ARTHEL NEVILLE, CO-HOST, "AMERICA'S NEWS HEADQUARTERS": I want to go back to third grade. If you can remember that far back? Something you're doing caused the sister Lorena and sister Mary to say William, you are a bold fresh piece of humanity.

O'REILLY: That's he where it all started. I was a little thug, all right? In St. Bridget School. And me and a couple of others, we just wanted to have a few laughs, so I would kind of bored with it, you know, third grade, so I would just do annoying things and then a nun would come down and call us names and give us a little slap with the eraser, whatever it is. I know this is interesting with the folks. Number one, when I was ten, my father says you got to work so I cut lawns and I shoveled snow in the winter.

NEVILLE: Yes.

O'REILLY: Okay, all right. Then I graduated to Carville, the ice cream stand when I was 16-years-old. And then I got my life guard certification, safety instructor.

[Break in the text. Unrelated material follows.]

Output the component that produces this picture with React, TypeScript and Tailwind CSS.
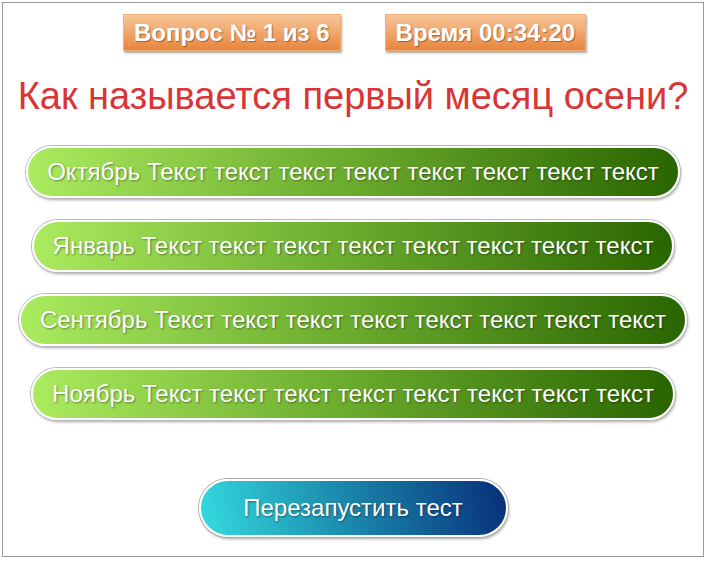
const answers = ['Октябрь', 'Январь', 'Сентябрь', 'Ноябрь'];
const filler = 'Текст текст текст текст текст текст текст текст';

function Badge({ children }: { children: React.ReactNode }) {
  return (
    <div className="h-[37px] px-[10px] flex items-center bg-gradient-to-b from-[#f6c697] to-[#e8853a] border border-[#f0b07a] shadow-[1px_2px_2px_rgba(0,0,0,0.35)] text-white font-bold text-[24px] [text-shadow:1px_1px_1px_rgba(0,0,0,0.35)]">
      {children}
    </div>
  );
}

export default function App() {
  return (
    <div className="w-[708px] h-[562px] bg-white p-[2px] font-['Liberation_Sans',Arial,sans-serif]">
      <div className="w-[702px] h-[555px] border border-[#999] flex flex-col items-center">
        {/* шапка */}
        <div className="flex gap-[44px] mt-[11px] ml-[3px]">
          <Badge>Вопрос № 1 из 6</Badge>
          <Badge>Время 00:34:20</Badge>
        </div>

        <h1 className="mt-[23px] text-[38px] leading-[44px] text-[#d93535]">
          Как называется первый месяц осени?
        </h1>

        {/* варианты ответа */}
        <div className="flex flex-col items-center gap-[22px] mt-[28px]">
          {answers.map(a => (
            <button
              key={a}
              className="h-[52px] px-[19px] rounded-full border-2 border-white bg-gradient-to-r from-[#abeb5e] via-[#6aaa2c] to-[#2a6600] shadow-[0_0_0_1px_#b8b8b8,1px_2px_3px_rgba(0,0,0,0.35)] text-white text-[24px] [text-shadow:1px_1px_2px_rgba(0,0,0,0.4)] whitespace-nowrap"
            >
              {a} {filler}
            </button>
          ))}
        </div>

        <button className="mt-[59px] h-[58px] w-[309px] rounded-full border-2 border-white bg-[linear-gradient(75deg,#34dce0,#1a84aa_50%,#072e78)] shadow-[0_0_0_1px_#aaa,1px_2px_3px_rgba(0,0,0,0.35)] text-white text-[24px] [text-shadow:1px_1px_2px_rgba(0,0,0,0.4)]">
          Перезапустить тест
        </button>
      </div>
    </div>
  );
}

NEVILLE: And you more than doubled your salary.

O'REILLY: Yes. And I made some pretty good money out of Long Island teaching people to swim and I saved a couple of people. But it wasn't enough. I said, now I got to go to college and now I got to have some money, so we started a painting business. And we actually painting houses, we undercut the union painters which wasn't really smart.

NEVILLE: Right.

O'REILLY: But they weren't going to kill us. So, we could run fast. But we painted these houses, and I had crew of four or five, we made humongous money at shoe boxes full of cash. And that put me through spending money and other things through college.

NEVILLE: I want to talk to you about your journalism studies at Boston University.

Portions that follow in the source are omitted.